May 2, 2011

Blubblering

I just need to vent again. So slice some cheese and I'll pour the whine. So I got a call today from my employer that she may not be employed until July 25th, if at all. Josh starts school in June so I have to find work, again. Did I mention I just quit babysitting for someone else so I could go back to work for her? It isn't her fault and I am not blaming anyone, I am just frustrated with everything in general. All I want to do, and all that I have wanted to do since I was a little girl was stay home and be a mommy. I just want to have another baby. We have prayed and decided to put it off until he is done with school. We are down to the final months!! YAY!! Of course it can't just go smoothly. I just need to work for 3 blasted months and then I can CHOOSE whether I want to work or not!! I know, my life is simply and not difficult compared to many, or pretty much everyone else.
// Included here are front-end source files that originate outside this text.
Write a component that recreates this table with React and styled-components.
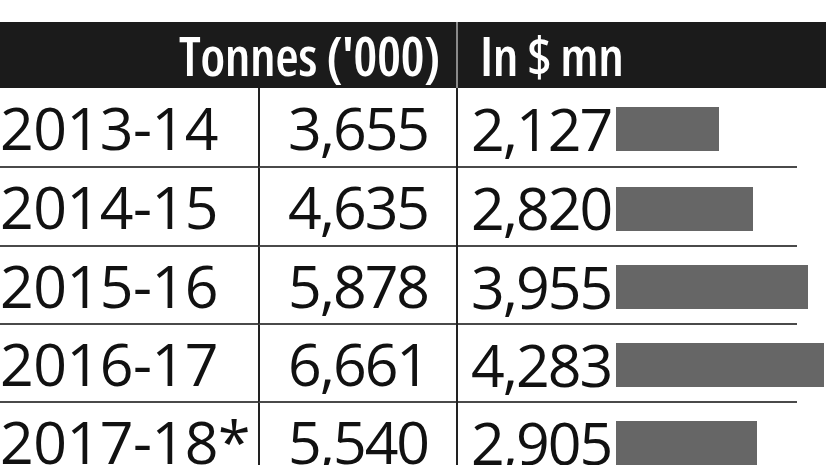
import React from 'react'
import styled, { createGlobalStyle } from 'styled-components'

const Global = createGlobalStyle`
  html, body {
    margin: 0;
    padding: 0;
    background: #ffffff;
    overflow: hidden;
  }
`

const Page = styled.div`
  width: 826px;
  height: 465px;
  padding-top: 22px;
  box-sizing: border-box;
  background: #fff;
  overflow: hidden;
`

const Table = styled.div`
  display: grid;
  grid-template-columns: 258px 198px 370px;
  grid-template-rows: 66px 80px 79px 78px 78px 78px;
`

const HeadCell = styled.div`
  background: #1b1b1b;
  color: #fff;
  font-family: "Open Sans", "Noto Sans", sans-serif;
  font-weight: 600;
  font-stretch: 75%;
  font-size: 54px;
  line-height: 66px;
  letter-spacing: -0.5px;
  white-space: nowrap;
  grid-column: ${p => p.span ? 'span 2' : 'auto'};
  text-align: ${p => p.right ? 'right' : 'left'};
  padding: ${p => p.right ? '0 16px 0 0' : '0 0 0 22px'};
  border-left: ${p => p.divider ? '2px solid #8a8a8a' : 'none'};
  box-sizing: border-box;
`

const Cell = styled.div`
  display: flex;
  align-items: center;
  justify-content: ${p => p.center ? 'center' : 'flex-start'};
  font-family: "Open Sans", "Noto Sans", sans-serif;
  font-weight: 400;
  font-size: 59px;
  line-height: 79px;
  letter-spacing: ${p => p.wide ? '-0.5px' : '-2px'};
  color: #111;
  white-space: nowrap;
  box-sizing: border-box;
  border-bottom: 2px solid #4a4a4a;
  border-left: ${p => p.line ? '2px solid #222' : 'none'};
`

const ValueCell = styled(Cell)`
  border-bottom: none;
  position: relative;
  padding-left: 13px;

  &::after {
    content: '';
    position: absolute;
    left: 0;
    bottom: 0;
    width: 339px;
    height: 2px;
    background: #4a4a4a;
  }
`

const Value = styled.span`
  width: 145px;
  flex: none;
`

const Bar = styled.div`
  flex: none;
  height: 44px;
  margin-top: 2px;
  background: #666666;
`

const rows = [
  { year: '2013-14', tonnes: '3,655', usd: 2127 },
  { year: '2014-15', tonnes: '4,635', usd: 2820 },
  { year: '2015-16', tonnes: '5,878', usd: 3955 },
  { year: '2016-17', tonnes: '6,661', usd: 4283 },
  { year: '2017-18*', tonnes: '5,540', usd: 2905 },
]

const fmt = n => n.toLocaleString('en-US')

export default function App() {
  return (
    <Page>
      <Global />
      <Table>
        <HeadCell span right>Tonnes ('000)</HeadCell>
        <HeadCell divider>In $ mn</HeadCell>
        {rows.map(r => (
          <React.Fragment key={r.year}>
            <Cell wide>{r.year}</Cell>
            <Cell center line>{r.tonnes}</Cell>
            <ValueCell line>
              <Value>{fmt(r.usd)}</Value>
              <Bar style={{ width: Math.round(r.usd * 0.0486) }} />
            </ValueCell>
          </React.Fragment>
        ))}
      </Table>
    </Page>
  )
}
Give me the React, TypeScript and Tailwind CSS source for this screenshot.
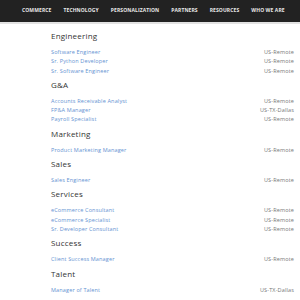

But hey, it's my life and my problems and I can stress about them, no matter how big or small. Really, I like having a job and earning money, but I will not forfeit raising Jaylie to do that. That is why I choose to babysit instead of getting a day job. I plan to continue babysitting too if I can while I raise my kids.*sigh* When I write it down it really isn't such a big deal. At least Josh has a good job/career that he loves and we are all healthy and able to work. I realize I am being ungrateful for what we do have and focusing on the small things we are struggling with right now. It will all be over in a few months anyway. Better start looking for some work...

3 comments:

Stefanie D. said...

I like your blubbering. You are totally reasonable, and coherent. Me on the other hand, I turn in to an irrational crazy person when I start! I am so sorry that things aren't quite going your way. I feel you. Just when you really need something to go perfectly, you always when thrown a fast ball. Life is great, right?? Love you!! You are such a great Mommy by the way, that little Jaylie is a lucky girl. :)

Kristen and Alex said...

Bummer! I am so sorry. I wish I was working full time so that I could hire you but I love being a stay at home mom too. I am sure you will find something because you always do. You will be in my prayers. And I say...go ahead and VENT! That is what a blog is for! VENT AWAY!!! I think I need to make a second blog just for venting. :-) I'll keep my eyes and ears open for you.

Smiler said...

I love to hear you vent. I feel for you!!!!! I will pray that you will find something. I know what you mean when you say that you write it down and then it doesn't sound so bad. I would write about how terrible my life was or my day in my journal and then by the end I was saying how grateful I was for everything I had. It was like two different people writing. Maybe I am a little crazy :). I think this is why journal writing is so wonderful for me because by the end I can always see how blessed I am. We are very blessed and I have to say that I am grateful for my trials because when I look at other peoples I don't want to have theirs! Love you so much. Faith is the key!